## [Data excerpt]
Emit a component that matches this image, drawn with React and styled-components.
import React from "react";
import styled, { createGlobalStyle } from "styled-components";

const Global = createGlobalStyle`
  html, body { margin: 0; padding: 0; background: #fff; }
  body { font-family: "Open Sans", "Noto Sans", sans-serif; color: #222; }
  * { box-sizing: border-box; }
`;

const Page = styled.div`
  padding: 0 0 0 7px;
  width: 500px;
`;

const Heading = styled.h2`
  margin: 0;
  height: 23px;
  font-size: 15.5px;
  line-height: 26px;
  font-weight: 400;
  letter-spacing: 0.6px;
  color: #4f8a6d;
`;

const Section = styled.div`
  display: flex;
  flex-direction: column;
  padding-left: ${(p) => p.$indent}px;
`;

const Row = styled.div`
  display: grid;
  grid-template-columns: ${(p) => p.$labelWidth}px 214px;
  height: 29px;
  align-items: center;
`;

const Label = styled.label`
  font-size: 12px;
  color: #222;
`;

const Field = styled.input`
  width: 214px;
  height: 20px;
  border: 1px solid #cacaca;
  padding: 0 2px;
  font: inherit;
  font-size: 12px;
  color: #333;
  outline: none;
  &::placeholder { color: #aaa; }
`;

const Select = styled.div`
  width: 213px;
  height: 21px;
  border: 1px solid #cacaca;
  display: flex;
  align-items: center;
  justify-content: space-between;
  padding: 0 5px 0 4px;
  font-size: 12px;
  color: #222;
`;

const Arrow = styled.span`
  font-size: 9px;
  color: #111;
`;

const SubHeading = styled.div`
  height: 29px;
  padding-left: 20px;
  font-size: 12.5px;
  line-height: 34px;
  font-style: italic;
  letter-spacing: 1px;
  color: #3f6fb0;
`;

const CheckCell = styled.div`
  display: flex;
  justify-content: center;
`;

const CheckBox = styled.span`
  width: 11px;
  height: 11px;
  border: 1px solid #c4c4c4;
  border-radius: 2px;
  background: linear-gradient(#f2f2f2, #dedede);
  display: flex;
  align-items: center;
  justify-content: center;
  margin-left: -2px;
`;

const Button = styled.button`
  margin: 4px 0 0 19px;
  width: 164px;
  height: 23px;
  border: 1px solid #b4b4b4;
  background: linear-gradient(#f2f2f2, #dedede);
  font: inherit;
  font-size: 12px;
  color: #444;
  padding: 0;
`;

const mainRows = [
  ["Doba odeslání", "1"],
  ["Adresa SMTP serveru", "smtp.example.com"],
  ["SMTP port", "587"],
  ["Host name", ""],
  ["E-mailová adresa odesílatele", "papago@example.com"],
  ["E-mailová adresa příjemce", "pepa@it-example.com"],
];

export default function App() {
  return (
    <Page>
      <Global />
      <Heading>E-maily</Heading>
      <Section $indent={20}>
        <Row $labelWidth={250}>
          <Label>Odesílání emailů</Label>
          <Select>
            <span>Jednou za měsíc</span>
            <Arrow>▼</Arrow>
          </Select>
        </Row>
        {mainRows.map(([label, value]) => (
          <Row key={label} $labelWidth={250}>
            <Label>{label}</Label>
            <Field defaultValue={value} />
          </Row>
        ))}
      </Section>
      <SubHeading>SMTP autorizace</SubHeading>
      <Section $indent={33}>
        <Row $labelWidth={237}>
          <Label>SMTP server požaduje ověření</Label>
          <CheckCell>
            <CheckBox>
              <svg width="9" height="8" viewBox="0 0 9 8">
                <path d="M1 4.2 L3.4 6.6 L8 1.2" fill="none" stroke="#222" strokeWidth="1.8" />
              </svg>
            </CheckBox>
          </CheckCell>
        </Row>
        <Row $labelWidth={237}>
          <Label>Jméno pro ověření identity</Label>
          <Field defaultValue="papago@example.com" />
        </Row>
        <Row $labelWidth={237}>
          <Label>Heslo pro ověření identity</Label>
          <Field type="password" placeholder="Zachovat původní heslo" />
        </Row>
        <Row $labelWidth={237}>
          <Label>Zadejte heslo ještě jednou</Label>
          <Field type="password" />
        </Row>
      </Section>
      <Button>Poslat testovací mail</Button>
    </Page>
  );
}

## [Task details]
Copy, from the material, each line that holds the string "React".

## [Complete response]
Emit a component that matches this image, drawn with React and styled-components.
import React from "react";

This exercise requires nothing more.